- INFORMATION SHOWN
☆ ☆ ☆

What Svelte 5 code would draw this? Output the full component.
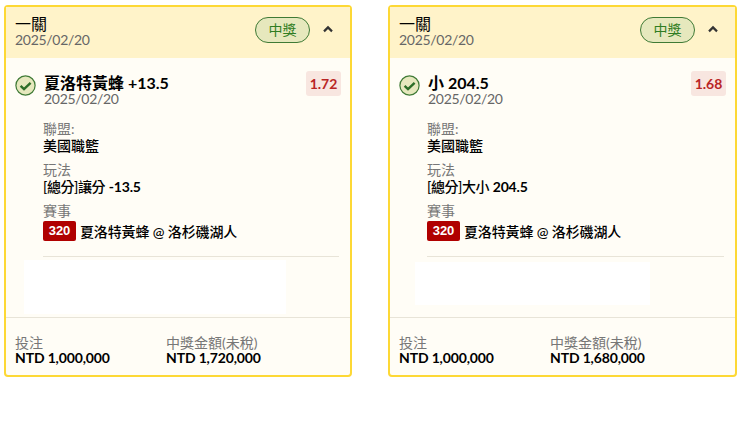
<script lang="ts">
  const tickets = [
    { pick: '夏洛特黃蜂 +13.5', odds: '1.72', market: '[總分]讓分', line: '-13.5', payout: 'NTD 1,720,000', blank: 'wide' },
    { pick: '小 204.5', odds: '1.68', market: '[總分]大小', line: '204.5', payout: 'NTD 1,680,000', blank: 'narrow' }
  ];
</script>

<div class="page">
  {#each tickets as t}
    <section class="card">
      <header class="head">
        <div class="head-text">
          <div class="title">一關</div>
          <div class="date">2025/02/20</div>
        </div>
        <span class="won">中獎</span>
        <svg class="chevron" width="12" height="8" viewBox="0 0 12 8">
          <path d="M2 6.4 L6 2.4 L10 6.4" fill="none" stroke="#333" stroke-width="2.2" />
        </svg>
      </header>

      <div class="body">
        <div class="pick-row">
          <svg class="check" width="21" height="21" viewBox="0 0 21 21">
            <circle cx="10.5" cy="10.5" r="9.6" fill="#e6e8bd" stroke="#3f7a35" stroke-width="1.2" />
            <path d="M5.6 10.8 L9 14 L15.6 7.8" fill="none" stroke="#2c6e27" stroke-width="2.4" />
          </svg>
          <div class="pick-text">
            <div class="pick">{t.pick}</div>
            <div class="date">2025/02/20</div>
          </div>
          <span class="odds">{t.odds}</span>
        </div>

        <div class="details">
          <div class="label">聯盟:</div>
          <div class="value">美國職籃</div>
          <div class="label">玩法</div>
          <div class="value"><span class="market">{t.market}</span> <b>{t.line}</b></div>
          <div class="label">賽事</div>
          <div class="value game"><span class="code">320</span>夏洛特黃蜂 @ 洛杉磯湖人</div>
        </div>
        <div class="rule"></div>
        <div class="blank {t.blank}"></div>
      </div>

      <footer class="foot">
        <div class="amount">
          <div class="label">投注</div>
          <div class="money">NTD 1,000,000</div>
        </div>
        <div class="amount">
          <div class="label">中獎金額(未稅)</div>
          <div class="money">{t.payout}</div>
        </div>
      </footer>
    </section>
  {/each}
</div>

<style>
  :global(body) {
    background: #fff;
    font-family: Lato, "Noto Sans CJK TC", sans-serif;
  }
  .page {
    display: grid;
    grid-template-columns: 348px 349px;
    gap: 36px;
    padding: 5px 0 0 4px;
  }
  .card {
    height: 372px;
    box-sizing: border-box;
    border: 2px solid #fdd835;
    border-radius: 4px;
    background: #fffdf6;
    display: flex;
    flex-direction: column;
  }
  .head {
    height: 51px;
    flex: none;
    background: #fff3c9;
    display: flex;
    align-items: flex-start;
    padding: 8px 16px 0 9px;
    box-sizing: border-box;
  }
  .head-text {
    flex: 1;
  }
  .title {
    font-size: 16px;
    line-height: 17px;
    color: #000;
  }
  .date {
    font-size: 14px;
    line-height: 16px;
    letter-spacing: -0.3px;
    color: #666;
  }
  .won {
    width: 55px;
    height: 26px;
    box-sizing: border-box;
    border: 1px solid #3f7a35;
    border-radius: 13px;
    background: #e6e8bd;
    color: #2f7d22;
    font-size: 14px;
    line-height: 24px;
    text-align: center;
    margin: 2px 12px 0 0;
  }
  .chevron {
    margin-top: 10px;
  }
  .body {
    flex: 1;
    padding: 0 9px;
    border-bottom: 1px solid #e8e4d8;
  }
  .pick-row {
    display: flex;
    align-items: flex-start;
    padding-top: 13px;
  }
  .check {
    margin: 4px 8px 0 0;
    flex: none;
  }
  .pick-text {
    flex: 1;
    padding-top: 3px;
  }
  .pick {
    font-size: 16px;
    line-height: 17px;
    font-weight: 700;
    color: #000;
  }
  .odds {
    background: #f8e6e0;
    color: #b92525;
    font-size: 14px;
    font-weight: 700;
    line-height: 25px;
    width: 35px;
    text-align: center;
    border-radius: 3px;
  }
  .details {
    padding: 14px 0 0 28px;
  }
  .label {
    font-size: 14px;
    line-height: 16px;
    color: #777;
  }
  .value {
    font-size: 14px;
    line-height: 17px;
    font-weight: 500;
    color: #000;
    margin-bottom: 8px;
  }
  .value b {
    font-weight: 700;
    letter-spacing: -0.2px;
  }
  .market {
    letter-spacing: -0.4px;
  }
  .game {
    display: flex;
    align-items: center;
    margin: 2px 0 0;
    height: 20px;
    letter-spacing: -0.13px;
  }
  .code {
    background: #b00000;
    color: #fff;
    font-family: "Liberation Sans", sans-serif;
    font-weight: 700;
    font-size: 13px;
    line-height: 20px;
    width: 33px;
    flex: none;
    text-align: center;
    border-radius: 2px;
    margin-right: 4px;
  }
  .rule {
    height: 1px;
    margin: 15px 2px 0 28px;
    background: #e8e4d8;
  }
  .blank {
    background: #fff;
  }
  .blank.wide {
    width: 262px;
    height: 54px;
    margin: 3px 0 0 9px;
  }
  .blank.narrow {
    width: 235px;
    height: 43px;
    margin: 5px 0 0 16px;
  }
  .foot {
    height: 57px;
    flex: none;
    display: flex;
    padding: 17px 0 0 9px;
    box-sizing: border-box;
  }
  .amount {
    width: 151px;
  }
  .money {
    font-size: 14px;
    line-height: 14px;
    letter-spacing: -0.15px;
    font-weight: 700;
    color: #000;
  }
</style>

☆ ☆ ☆

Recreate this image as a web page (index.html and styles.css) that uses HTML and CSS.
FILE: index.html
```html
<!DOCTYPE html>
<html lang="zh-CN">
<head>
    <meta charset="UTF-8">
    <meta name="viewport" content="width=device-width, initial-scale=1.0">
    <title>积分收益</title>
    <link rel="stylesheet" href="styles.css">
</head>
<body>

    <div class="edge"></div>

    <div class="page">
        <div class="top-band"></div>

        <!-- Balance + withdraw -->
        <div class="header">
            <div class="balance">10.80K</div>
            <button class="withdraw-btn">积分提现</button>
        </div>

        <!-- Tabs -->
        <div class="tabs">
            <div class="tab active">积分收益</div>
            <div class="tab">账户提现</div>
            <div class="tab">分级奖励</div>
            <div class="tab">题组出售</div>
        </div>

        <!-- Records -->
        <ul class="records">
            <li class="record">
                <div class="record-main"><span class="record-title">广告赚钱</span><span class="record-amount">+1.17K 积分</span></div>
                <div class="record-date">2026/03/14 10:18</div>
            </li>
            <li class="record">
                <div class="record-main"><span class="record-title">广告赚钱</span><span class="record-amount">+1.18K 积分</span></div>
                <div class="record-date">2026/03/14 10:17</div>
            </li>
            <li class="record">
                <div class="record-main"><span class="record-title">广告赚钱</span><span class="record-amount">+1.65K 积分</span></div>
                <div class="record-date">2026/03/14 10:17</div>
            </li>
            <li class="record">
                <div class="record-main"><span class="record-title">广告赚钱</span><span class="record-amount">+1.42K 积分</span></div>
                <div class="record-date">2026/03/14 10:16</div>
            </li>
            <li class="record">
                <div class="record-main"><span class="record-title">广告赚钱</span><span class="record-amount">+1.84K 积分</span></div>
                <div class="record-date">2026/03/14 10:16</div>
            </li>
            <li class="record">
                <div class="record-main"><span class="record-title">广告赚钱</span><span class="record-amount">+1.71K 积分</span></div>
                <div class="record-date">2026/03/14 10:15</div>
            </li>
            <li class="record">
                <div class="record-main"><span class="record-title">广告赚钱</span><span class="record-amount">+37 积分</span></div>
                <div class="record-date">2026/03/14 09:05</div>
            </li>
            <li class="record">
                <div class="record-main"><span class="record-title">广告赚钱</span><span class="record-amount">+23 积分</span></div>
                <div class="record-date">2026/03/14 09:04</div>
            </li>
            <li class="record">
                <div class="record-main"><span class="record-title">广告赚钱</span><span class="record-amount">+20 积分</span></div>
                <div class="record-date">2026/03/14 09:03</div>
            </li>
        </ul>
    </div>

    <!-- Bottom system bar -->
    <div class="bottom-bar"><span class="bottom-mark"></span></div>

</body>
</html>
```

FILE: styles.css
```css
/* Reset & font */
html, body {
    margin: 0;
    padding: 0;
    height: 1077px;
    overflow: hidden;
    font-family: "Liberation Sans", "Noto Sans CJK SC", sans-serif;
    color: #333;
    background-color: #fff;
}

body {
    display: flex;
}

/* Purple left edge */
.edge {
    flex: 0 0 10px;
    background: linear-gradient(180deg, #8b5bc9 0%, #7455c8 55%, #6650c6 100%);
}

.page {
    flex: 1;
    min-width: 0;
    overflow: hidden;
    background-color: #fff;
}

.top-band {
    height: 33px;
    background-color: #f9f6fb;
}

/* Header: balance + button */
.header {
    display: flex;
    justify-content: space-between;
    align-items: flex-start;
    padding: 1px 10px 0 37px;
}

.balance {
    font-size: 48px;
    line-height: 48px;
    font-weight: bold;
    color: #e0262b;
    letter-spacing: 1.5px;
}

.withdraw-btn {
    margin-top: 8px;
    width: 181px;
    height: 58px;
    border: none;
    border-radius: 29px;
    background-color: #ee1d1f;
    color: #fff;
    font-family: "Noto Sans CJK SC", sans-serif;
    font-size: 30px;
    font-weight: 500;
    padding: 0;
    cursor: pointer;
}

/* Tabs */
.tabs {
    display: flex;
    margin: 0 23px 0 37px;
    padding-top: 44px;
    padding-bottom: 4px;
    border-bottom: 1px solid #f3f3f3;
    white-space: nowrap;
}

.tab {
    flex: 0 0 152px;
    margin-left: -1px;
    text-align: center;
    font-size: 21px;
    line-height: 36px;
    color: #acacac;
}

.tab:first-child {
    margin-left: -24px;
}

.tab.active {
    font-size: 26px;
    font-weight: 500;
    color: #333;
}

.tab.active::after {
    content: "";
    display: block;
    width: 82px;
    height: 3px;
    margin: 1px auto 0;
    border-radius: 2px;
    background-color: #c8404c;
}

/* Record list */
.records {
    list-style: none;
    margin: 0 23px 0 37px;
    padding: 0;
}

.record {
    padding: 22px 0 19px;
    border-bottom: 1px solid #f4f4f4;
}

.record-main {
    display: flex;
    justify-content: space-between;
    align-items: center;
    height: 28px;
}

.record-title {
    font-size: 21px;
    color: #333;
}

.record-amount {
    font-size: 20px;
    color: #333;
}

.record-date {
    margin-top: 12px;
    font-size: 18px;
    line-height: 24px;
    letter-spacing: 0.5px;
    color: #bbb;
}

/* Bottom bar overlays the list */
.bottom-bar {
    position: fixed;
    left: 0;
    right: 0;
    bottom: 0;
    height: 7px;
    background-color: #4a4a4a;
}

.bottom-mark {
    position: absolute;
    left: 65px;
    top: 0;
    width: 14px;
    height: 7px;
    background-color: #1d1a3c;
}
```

☆ ☆ ☆

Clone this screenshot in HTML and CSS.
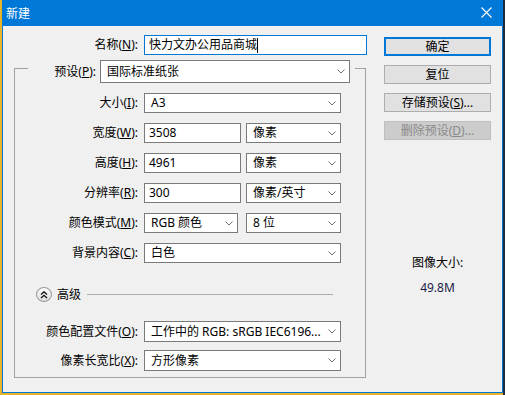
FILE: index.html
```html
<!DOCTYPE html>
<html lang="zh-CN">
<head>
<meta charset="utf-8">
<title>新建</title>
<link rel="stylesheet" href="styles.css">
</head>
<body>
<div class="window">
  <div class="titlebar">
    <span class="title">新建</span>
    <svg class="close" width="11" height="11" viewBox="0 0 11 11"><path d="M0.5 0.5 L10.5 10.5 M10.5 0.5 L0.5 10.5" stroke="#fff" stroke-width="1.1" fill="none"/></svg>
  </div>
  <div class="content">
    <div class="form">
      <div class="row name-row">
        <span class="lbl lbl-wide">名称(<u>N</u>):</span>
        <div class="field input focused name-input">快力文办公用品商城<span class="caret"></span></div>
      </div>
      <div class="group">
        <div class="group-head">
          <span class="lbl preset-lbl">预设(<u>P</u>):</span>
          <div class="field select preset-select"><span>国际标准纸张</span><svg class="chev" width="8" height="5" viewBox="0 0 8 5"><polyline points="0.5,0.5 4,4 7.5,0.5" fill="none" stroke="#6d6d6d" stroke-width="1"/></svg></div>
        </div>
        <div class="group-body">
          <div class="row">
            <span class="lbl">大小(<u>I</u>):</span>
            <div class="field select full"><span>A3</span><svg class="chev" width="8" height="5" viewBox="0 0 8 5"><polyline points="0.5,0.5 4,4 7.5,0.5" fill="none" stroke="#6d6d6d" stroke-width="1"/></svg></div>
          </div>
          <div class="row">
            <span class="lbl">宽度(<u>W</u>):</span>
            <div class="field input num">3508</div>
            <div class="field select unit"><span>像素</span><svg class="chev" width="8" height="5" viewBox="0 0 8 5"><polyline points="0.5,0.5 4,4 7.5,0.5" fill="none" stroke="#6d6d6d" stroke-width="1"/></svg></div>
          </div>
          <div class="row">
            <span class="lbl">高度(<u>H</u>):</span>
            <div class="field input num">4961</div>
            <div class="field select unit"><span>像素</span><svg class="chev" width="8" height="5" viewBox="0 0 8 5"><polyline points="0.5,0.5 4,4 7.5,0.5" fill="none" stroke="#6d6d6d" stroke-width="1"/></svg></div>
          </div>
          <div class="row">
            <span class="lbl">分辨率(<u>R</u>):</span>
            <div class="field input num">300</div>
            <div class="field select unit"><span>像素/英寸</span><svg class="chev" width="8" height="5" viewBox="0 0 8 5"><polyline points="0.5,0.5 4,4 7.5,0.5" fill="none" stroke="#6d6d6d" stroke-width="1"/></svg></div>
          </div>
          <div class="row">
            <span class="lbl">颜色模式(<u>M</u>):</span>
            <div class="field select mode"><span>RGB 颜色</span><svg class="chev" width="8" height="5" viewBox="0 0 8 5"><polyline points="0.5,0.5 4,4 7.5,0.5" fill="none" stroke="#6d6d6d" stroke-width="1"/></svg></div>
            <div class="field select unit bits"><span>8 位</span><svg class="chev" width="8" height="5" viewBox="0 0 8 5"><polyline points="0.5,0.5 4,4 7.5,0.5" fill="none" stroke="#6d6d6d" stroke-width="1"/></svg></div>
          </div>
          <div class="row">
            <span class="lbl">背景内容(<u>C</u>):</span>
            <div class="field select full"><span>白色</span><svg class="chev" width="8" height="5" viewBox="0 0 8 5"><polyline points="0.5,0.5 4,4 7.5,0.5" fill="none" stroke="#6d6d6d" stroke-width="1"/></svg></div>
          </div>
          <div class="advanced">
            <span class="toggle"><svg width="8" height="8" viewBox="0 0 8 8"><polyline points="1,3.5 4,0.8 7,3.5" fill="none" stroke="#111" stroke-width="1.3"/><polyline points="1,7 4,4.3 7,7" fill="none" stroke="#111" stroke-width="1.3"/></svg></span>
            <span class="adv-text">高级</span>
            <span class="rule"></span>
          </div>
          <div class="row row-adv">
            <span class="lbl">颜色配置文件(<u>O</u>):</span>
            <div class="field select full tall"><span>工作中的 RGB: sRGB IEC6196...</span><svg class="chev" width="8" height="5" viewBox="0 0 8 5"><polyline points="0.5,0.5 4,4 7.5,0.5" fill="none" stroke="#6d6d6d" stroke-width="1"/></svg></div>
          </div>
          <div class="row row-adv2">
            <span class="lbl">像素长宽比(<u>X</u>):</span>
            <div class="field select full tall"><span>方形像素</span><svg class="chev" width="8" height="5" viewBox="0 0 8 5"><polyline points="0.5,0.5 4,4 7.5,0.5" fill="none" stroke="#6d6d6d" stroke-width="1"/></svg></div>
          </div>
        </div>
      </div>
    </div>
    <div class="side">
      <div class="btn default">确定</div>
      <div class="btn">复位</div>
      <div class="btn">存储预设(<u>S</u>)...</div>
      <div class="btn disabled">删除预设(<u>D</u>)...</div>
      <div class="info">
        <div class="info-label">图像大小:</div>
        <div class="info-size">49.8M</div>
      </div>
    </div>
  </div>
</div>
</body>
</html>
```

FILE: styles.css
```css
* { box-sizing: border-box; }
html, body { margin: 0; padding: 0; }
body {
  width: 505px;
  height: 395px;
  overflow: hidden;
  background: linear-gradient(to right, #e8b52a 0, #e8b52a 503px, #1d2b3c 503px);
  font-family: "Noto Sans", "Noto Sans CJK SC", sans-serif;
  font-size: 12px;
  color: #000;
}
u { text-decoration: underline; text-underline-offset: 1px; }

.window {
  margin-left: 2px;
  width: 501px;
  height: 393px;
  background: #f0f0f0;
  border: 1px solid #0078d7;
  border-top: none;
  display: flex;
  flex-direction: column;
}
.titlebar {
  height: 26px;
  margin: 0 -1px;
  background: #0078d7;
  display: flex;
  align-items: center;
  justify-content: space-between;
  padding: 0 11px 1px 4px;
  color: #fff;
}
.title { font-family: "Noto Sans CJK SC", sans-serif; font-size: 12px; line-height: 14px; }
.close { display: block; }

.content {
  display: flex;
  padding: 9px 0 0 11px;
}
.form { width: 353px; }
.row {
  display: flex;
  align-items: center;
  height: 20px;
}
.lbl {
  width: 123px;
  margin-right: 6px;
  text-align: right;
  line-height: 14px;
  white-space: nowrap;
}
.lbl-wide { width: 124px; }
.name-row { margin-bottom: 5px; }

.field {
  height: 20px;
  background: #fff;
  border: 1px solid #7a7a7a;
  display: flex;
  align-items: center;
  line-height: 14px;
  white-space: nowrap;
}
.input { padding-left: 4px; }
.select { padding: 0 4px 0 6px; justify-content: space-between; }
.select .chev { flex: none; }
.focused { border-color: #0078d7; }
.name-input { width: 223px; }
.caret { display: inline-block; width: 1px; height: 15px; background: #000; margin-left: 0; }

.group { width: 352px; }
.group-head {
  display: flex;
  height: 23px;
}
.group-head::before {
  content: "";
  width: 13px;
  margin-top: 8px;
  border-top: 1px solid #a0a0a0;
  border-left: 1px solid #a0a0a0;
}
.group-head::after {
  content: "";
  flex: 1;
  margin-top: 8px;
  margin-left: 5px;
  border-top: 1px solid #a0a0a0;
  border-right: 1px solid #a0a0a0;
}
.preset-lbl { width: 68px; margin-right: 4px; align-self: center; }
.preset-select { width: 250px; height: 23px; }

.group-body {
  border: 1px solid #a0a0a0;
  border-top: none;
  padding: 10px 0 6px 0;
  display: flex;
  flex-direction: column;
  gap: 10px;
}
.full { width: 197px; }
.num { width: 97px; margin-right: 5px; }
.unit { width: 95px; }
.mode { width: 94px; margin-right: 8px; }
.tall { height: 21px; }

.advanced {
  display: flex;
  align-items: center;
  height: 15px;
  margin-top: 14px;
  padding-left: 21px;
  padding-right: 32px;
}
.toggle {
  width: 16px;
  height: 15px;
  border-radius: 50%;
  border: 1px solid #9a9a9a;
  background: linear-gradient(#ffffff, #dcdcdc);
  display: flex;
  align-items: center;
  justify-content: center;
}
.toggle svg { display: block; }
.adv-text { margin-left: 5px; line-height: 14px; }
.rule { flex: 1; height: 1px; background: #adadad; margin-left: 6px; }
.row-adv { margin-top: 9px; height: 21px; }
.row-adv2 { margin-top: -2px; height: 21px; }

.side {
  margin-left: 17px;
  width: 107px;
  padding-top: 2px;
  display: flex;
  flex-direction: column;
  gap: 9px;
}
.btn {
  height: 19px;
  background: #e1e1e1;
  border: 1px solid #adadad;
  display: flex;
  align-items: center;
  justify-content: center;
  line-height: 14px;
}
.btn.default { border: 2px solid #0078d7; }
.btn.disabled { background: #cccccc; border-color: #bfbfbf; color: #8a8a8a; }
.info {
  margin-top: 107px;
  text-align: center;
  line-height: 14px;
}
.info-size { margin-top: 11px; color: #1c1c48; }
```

☆ ☆ ☆

- PROBLEM DETAILS
For each line above that contains the word "this", copy that line.

- OUTPUT OF THE EXERCISE
What Svelte 5 code would draw this? Output the full component.
Recreate this image as a web page (index.html and styles.css) that uses HTML and CSS.
Clone this screenshot in HTML and CSS.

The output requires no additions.